BEGIN MATERIAL PROVIDED

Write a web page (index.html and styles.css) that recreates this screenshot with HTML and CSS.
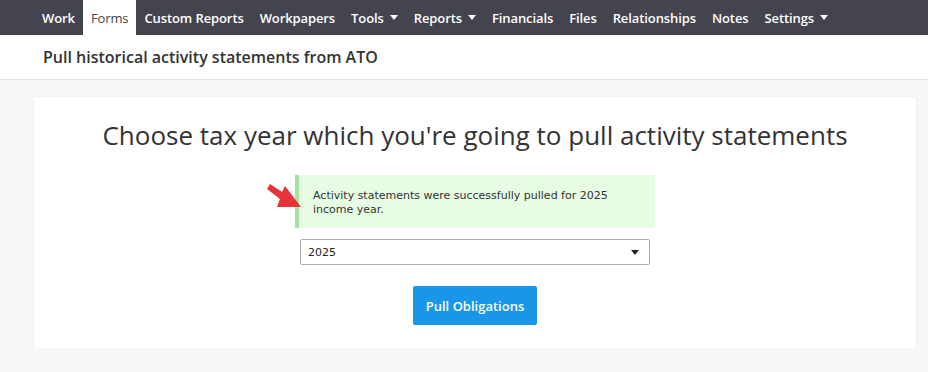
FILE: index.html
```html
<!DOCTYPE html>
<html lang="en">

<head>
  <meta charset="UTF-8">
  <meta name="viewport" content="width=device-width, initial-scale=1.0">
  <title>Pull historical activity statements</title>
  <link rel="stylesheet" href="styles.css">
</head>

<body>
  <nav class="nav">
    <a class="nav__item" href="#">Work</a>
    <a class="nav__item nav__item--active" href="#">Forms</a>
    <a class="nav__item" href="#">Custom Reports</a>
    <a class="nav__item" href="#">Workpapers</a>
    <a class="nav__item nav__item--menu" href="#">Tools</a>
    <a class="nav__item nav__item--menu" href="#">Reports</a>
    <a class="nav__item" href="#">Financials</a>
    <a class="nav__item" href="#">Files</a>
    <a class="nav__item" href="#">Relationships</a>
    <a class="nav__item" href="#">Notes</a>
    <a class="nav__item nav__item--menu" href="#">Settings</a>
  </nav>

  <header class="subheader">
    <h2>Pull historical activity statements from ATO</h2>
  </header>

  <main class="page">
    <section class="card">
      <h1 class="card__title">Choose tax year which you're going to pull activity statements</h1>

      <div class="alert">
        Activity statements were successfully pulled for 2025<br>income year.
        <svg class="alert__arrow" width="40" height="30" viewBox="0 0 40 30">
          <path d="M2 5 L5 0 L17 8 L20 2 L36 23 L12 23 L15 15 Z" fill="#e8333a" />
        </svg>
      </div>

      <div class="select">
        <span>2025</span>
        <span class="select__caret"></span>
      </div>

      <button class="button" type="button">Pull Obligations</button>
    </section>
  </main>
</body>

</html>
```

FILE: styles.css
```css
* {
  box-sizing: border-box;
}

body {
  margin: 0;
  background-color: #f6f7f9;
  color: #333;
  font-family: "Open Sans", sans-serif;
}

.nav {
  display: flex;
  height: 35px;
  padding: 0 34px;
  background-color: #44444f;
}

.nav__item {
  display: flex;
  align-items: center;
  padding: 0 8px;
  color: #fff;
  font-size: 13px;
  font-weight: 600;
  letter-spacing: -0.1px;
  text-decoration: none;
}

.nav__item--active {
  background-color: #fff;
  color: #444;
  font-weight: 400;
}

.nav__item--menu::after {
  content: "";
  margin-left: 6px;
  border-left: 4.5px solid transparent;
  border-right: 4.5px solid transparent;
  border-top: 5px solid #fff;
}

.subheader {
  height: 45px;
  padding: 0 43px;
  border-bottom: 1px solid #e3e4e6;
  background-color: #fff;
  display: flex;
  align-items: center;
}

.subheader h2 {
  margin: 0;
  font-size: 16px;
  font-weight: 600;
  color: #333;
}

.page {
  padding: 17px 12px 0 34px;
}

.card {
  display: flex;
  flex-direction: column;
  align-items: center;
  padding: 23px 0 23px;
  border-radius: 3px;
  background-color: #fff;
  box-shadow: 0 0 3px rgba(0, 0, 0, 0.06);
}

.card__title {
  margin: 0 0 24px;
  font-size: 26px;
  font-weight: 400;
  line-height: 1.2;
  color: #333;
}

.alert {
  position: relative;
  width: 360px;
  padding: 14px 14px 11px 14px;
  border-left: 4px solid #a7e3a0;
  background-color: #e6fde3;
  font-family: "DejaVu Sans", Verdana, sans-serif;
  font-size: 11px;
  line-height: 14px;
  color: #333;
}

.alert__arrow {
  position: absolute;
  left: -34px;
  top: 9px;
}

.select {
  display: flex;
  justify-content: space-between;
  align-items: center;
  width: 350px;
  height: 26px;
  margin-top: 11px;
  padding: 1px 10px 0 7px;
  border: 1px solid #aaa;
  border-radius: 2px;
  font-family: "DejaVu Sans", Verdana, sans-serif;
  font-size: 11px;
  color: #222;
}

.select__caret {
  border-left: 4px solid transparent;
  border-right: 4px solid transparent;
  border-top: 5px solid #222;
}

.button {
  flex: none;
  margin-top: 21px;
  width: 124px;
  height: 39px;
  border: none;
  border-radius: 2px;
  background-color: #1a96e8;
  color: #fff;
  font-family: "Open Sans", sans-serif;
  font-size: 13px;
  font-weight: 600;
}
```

END MATERIAL PROVIDED

## AIM:
The data should be printed again unchanged; leave its pictures out.

## PROBLEM SOLUTION:
Write a web page (index.html and styles.css) that recreates this screenshot with HTML and CSS.
FILE: index.html
```html
<!DOCTYPE html>
<html lang="en">

<head>
  <meta charset="UTF-8">
  <meta name="viewport" content="width=device-width, initial-scale=1.0">
  <title>Pull historical activity statements</title>
  <link rel="stylesheet" href="styles.css">
</head>

<body>
  <nav class="nav">
    <a class="nav__item" href="#">Work</a>
    <a class="nav__item nav__item--active" href="#">Forms</a>
    <a class="nav__item" href="#">Custom Reports</a>
    <a class="nav__item" href="#">Workpapers</a>
    <a class="nav__item nav__item--menu" href="#">Tools</a>
    <a class="nav__item nav__item--menu" href="#">Reports</a>
    <a class="nav__item" href="#">Financials</a>
    <a class="nav__item" href="#">Files</a>
    <a class="nav__item" href="#">Relationships</a>
    <a class="nav__item" href="#">Notes</a>
    <a class="nav__item nav__item--menu" href="#">Settings</a>
  </nav>

  <header class="subheader">
    <h2>Pull historical activity statements from ATO</h2>
  </header>

  <main class="page">
    <section class="card">
      <h1 class="card__title">Choose tax year which you're going to pull activity statements</h1>

      <div class="alert">
        Activity statements were successfully pulled for 2025<br>income year.
        <svg class="alert__arrow" width="40" height="30" viewBox="0 0 40 30">
          <path d="M2 5 L5 0 L17 8 L20 2 L36 23 L12 23 L15 15 Z" fill="#e8333a" />
        </svg>
      </div>

      <div class="select">
        <span>2025</span>
        <span class="select__caret"></span>
      </div>

      <button class="button" type="button">Pull Obligations</button>
    </section>
  </main>
</body>

</html>
```

FILE: styles.css
```css
* {
  box-sizing: border-box;
}

body {
  margin: 0;
  background-color: #f6f7f9;
  color: #333;
  font-family: "Open Sans", sans-serif;
}

.nav {
  display: flex;
  height: 35px;
  padding: 0 34px;
  background-color: #44444f;
}

.nav__item {
  display: flex;
  align-items: center;
  padding: 0 8px;
  color: #fff;
  font-size: 13px;
  font-weight: 600;
  letter-spacing: -0.1px;
  text-decoration: none;
}

.nav__item--active {
  background-color: #fff;
  color: #444;
  font-weight: 400;
}

.nav__item--menu::after {
  content: "";
  margin-left: 6px;
  border-left: 4.5px solid transparent;
  border-right: 4.5px solid transparent;
  border-top: 5px solid #fff;
}

.subheader {
  height: 45px;
  padding: 0 43px;
  border-bottom: 1px solid #e3e4e6;
  background-color: #fff;
  display: flex;
  align-items: center;
}

.subheader h2 {
  margin: 0;
  font-size: 16px;
  font-weight: 600;
  color: #333;
}

.page {
  padding: 17px 12px 0 34px;
}

.card {
  display: flex;
  flex-direction: column;
  align-items: center;
  padding: 23px 0 23px;
  border-radius: 3px;
  background-color: #fff;
  box-shadow: 0 0 3px rgba(0, 0, 0, 0.06);
}

.card__title {
  margin: 0 0 24px;
  font-size: 26px;
  font-weight: 400;
  line-height: 1.2;
  color: #333;
}

.alert {
  position: relative;
  width: 360px;
  padding: 14px 14px 11px 14px;
  border-left: 4px solid #a7e3a0;
  background-color: #e6fde3;
  font-family: "DejaVu Sans", Verdana, sans-serif;
  font-size: 11px;
  line-height: 14px;
  color: #333;
}

.alert__arrow {
  position: absolute;
  left: -34px;
  top: 9px;
}

.select {
  display: flex;
  justify-content: space-between;
  align-items: center;
  width: 350px;
  height: 26px;
  margin-top: 11px;
  padding: 1px 10px 0 7px;
  border: 1px solid #aaa;
  border-radius: 2px;
  font-family: "DejaVu Sans", Verdana, sans-serif;
  font-size: 11px;
  color: #222;
}

.select__caret {
  border-left: 4px solid transparent;
  border-right: 4px solid transparent;
  border-top: 5px solid #222;
}

.button {
  flex: none;
  margin-top: 21px;
  width: 124px;
  height: 39px;
  border: none;
  border-radius: 2px;
  background-color: #1a96e8;
  color: #fff;
  font-family: "Open Sans", sans-serif;
  font-size: 13px;
  font-weight: 600;
}
```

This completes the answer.